CICLO B

1ra lectura: Isaías 35, 4-7a
Salmo responsorial: 145
2da lectura: Santiago 2, 1-5
Evangelio: Marcos 7, 31-37
DESPUÉS, MIRANDO AL CIELO, SUSPIRÓ Y DIJO: EFFETÁ.
La palabra clave en el texto del evangelio es “Effetá”: Ábrete. El Señor en sus constantes recorridos encuentra un sordomudo para el que piden la imposición de manos. Jesús se acerca y le ve con ojos compasivos, le lleva a un costado y le sana. Pero, no se trata solo de la sanación física que simplemente es un medio para llevarnos a algo más profundo. El Señor quiere llegar a nuestra alma.

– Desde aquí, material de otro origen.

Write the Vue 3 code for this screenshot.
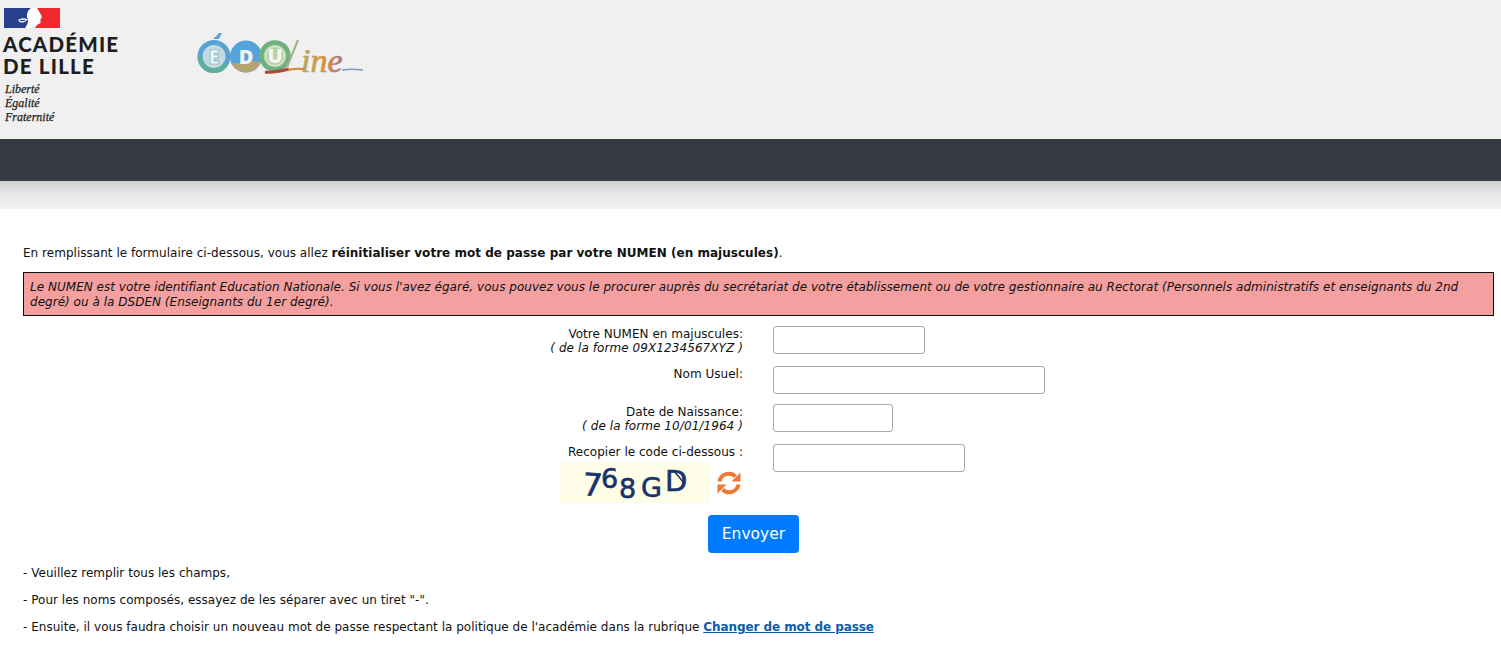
<script setup>
const rows = [
  { label: 'Votre NUMEN en majuscules:', hint: '( de la forme 09X1234567XYZ )', width: 152, size: 'tall' },
  { label: 'Nom Usuel:', width: 272, size: 'short' },
  { label: 'Date de Naissance:', hint: '( de la forme 10/01/1964 )', width: 120, size: 'tall' },
  { label: 'Recopier le code ci-dessous :', width: 192, size: 'code', captcha: true },
]
const glyphs = [
  { c: '7', x: 22, y: 33, s: 31, r: 4 },
  { c: '6', x: 41, y: 25.500, s: 27, r: 0 },
  { c: '8', x: 59, y: 35.500, s: 27, r: 0 },
  { c: 'G', x: 81, y: 35, s: 27, r: 0 },
  { c: 'D', x: 105, y: 28.500, s: 29, r: 0 },
]
</script>

<template>
  <div class="page">
    <header class="top">
      <div class="brand">
        <svg class="flag" viewBox="0 0 56 20" width="56" height="20" aria-hidden="true">
          <rect width="28" height="20" fill="#27408b" />
          <rect x="28" width="28" height="20" fill="#f0282d" />
          <path d="M27 0L33 0L36 5L38 9L36.500 11L36.500 15L33 17L31 20L21 20C24 16 25 12 23 9C22.500 5 24 2 27 0Z" fill="#fff" />
          <path d="M14 12C17 10 20 10 24 11C22 14 19 15 16 14.500Z" fill="#e8ecf4" />
          <path d="M16 12.500h5" stroke="#27408b" stroke-width="1" />
        </svg>
        <div class="academy">ACADÉMIE<br />DE LILLE</div>
        <div class="motto">Liberté<br />Égalité<br />Fraternité</div>
      </div>
      <svg class="eduline" viewBox="0 0 168 50" width="168" height="50" aria-hidden="true">
        <defs>
          <linearGradient id="ineFill" x1="0" x2="1" y1="0" y2="0">
            <stop offset="0" stop-color="#a9ab6a" />
            <stop offset=".5" stop-color="#d8963c" />
            <stop offset="1" stop-color="#b0708a" />
          </linearGradient>
        </defs>
        <path d="M17 8l6-6 3 0-3 6z" fill="#5fa6d6" />
        <circle cx="18" cy="25.500" r="14" fill="#c6d9e0" stroke="#58a3d6" stroke-width="5" />
        <path d="M4 25.500a14 14 0 0 0 14 14 14 14 0 0 0 12-7" fill="none" stroke="#5eae9b" stroke-width="5" />
        <text x="18" y="33" class="edu-letter" fill="#f4f6f4" stroke="#5aa7b0" stroke-width=".6">E</text>
        <circle cx="50" cy="25.500" r="16" fill="#54a3da" />
        <path d="M35 32c8 2 18-3 30-1-3 6-8 10.500-15 10.500-7 0-12-4-15-9.500z" fill="#b5a571" />
        <text x="50" y="33" class="edu-letter" fill="#f2f4f6">D</text>
        <circle cx="79" cy="25" r="13.500" fill="#b5d3a8" stroke="#6fb07c" stroke-width="4.500" />
        <circle cx="79" cy="25" r="9.500" fill="none" stroke="#e6efe0" stroke-width="1" />
        <text x="79" y="32" class="edu-letter" fill="#f4f6f0">U</text>
        <path d="M69 41c8 1 16-1 24-3" fill="none" stroke="#b2433f" stroke-width="3" />
        <path d="M91 36l11-27" fill="none" stroke="#9fb08a" stroke-width="2" />
        <text x="105" y="41" class="line-word" fill="url(#ineFill)" stroke="url(#ineFill)" stroke-width=".7">ine</text>
        <path d="M92 39c5-1 10-2 16-1" fill="none" stroke="#d4853c" stroke-width="2" />
        <path d="M146 39c6-1 14-1 21 0" fill="none" stroke="#7a9cc0" stroke-width="1.500" />
      </svg>
    </header>
    <nav class="bar"></nav>
    <div class="fade"></div>

    <main class="content">
      <p class="intro">
        En remplissant le formulaire ci-dessous, vous allez
        <strong>réinitialiser votre mot de passe par votre NUMEN (en majuscules)</strong>.
      </p>
      <div class="notice">
        Le NUMEN est votre identifiant Education Nationale. Si vous l'avez égaré, vous pouvez vous le procurer auprès du secrétariat de votre établissement ou de votre gestionnaire au Rectorat (Personnels administratifs et enseignants du 2nd degré) ou à la DSDEN (Enseignants du 1er degré).
      </div>

      <form class="form" @submit.prevent>
        <div v-for="row in rows" :key="row.label" class="row" :class="row.size">
          <div class="label">
            <div>{{ row.label }}</div>
            <div v-if="row.hint" class="hint">{{ row.hint }}</div>
            <div v-if="row.captcha" class="captcha-line">
              <svg class="captcha" viewBox="0 0 150 41" width="150" height="41" role="img" aria-label="Code de vérification">
                <rect width="150" height="41" fill="#fdfde8" />
                <text
                  v-for="g in glyphs"
                  :key="g.c"
                  :x="g.x"
                  :y="g.y"
                  :font-size="g.s"
                  :transform="`rotate(${g.r} ${g.x} ${g.y})`"
                  class="captcha-char"
                >{{ g.c }}</text>
                <path d="M114 9l10 12" stroke="#17336b" stroke-width="1.500" />
              </svg>
              <svg class="refresh" viewBox="0 0 24 24" width="24" height="24" aria-hidden="true">
                <path d="M2.500 10.500A9.500 9.500 0 0 1 18.500 5.500" fill="none" stroke="#ec7a34" stroke-width="4" />
                <path d="M23.500 1.500v9h-9z" fill="#ec7a34" />
                <path d="M21.500 13.500A9.500 9.500 0 0 1 5.500 18.500" fill="none" stroke="#ec7a34" stroke-width="4" />
                <path d="M.5 22.500v-9h9z" fill="#ec7a34" />
              </svg>
            </div>
          </div>
          <input class="field" type="text" :style="{ width: row.width + 'px' }" />
        </div>
        <button class="send" type="submit">Envoyer</button>
      </form>

      <p class="tip">- Veuillez remplir tous les champs,</p>
      <p class="tip">- Pour les noms composés, essayez de les séparer avec un tiret "-".</p>
      <p class="tip">- Ensuite, il vous faudra choisir un nouveau mot de passe respectant la politique de l'académie dans la rubrique <a href="#" class="link">Changer de mot de passe</a></p>
    </main>
  </div>
</template>

<style>
html, body { margin: 0; background: #fff; }
</style>

<style scoped>
.page {
  font-family: "DejaVu Sans", Verdana, sans-serif;
  font-size: 12px;
  letter-spacing: .025px;
  color: #111;
  height: 657px;
  overflow: hidden;
}
.top {
  height: 139px;
  background: #f0f0f0;
  display: flex;
  align-items: flex-start;
  box-sizing: border-box;
  padding: 8px 0 0 3px;
}
.brand { width: 193px; flex: none; color: #1e1e1e; letter-spacing: 0; }
.flag { display: block; margin-left: 1px; }
.academy {
  font-family: Lato, "Open Sans", sans-serif;
  font-weight: 900;
  font-size: 20.500px;
  line-height: 22px;
  letter-spacing: 1.2px;
  margin-top: 5px;
}
.motto {
  font-family: "Liberation Serif", serif;
  font-style: italic;
  font-size: 12px;
  line-height: 14px;
  -webkit-text-stroke: .25px #1e1e1e;
  margin: 5px 0 0 2px;
}
.eduline { margin-top: 23px; flex: none; }
.edu-letter {
  font-family: "Open Sans", sans-serif;
  font-weight: 800;
  font-size: 20px;
  text-anchor: middle;
}
.line-word {
  font-family: "Liberation Serif", serif;
  font-style: italic;
  font-size: 34px;
}
.bar { height: 42px; background: #343a40; }
.fade { height: 28px; background: linear-gradient(#cfcfcf, #e8e8e8 45%, #f1f1f1); }
.content { padding: 36px 7px 0 23px; }
.intro { margin: 0; line-height: 16px; }
.notice {
  margin-top: 11px;
  box-sizing: border-box;
  height: 44px;
  border: 1px solid #111;
  background: #f4a0a0;
  font-style: italic;
  padding: 7px 6px 0;
  line-height: 15px;
}
.form { margin-top: 10px; }
.row { display: flex; align-items: flex-start; gap: 30px; }
.tall { height: 40px; }
.short { height: 38px; }
.code { height: 71px; }
.label {
  width: 720px;
  flex: none;
  text-align: right;
  line-height: 14px;
  padding-top: 1px;
  box-sizing: border-box;
}
.hint { font-style: italic; letter-spacing: .08px; }
.captcha-line {
  display: flex;
  align-items: center;
  justify-content: flex-end;
  gap: 7px;
  margin-top: 3px;
  padding-right: 2px;
}
.captcha { display: block; flex: none; }
.captcha-char {
  font-family: "DejaVu Sans", sans-serif;
  fill: #17336b;
  stroke: #17336b;
  stroke-width: .6px;
}
.refresh { flex: none; }
.field {
  box-sizing: border-box;
  height: 28px;
  border: 1px solid #a9a9a9;
  border-radius: 3px;
  background: #fff;
  padding: 0;
}
.send {
  display: block;
  margin: 0 0 0 685px;
  width: 91px;
  height: 38px;
  border: 0;
  border-radius: 4px;
  background: #007bff;
  color: #fff;
  font-family: "DejaVu Sans", sans-serif;
  font-size: 15.500px;
}
.tip { margin: 12px 0 0; line-height: 15px; }
.form + .tip { margin-top: 13px; }
.link { color: #0b5cab; font-weight: 700; letter-spacing: -.08px; }
</style>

Sordos a nuestra conciencia, sordos a los llamados de Cristo en su Iglesia, sordos al llamado de los hermanos. Se trata de una sordera selectiva e interesada que aísla y priva de una relación constructiva y edificante con Dios y con los hermanos. El hombre de hoy tiene muchos males y uno de ellos, yo diría el más grave porque aísla, es la sordera. Es un sordo voluntario que vive bajo sus criterios personales movido por su egoísmo y arrogancia, es un hombre que no le interesa el grito de los que le rodean, es una isla autoexcluida que camina a fenecer. El texto del evangelio que hemos escuchado nos presenta a Jesús como el mejor otorrino, el único médico que puede sanar no solo el cuerpo sino también el alma. El proceso a seguir para la curación es sencillo. Primero hay que reconocer la sordera, como segundo paso dejarse guiar o caminar hacia el médico y en tercer lugar cumplir las indicaciones del médico. Para que esto ocurra hay un solo camino: el camino de la humildad. El soberbio nunca reconocerá que está enfermo. Por último: todos tenemos sordera por lo que tarde o temprano, más vale temprano que tarde tenemos que recurrir al Señor.
SEÑOR, DAME LA HUMILDAD QUE NECESITO PARA RECONOCER MI SORDERA.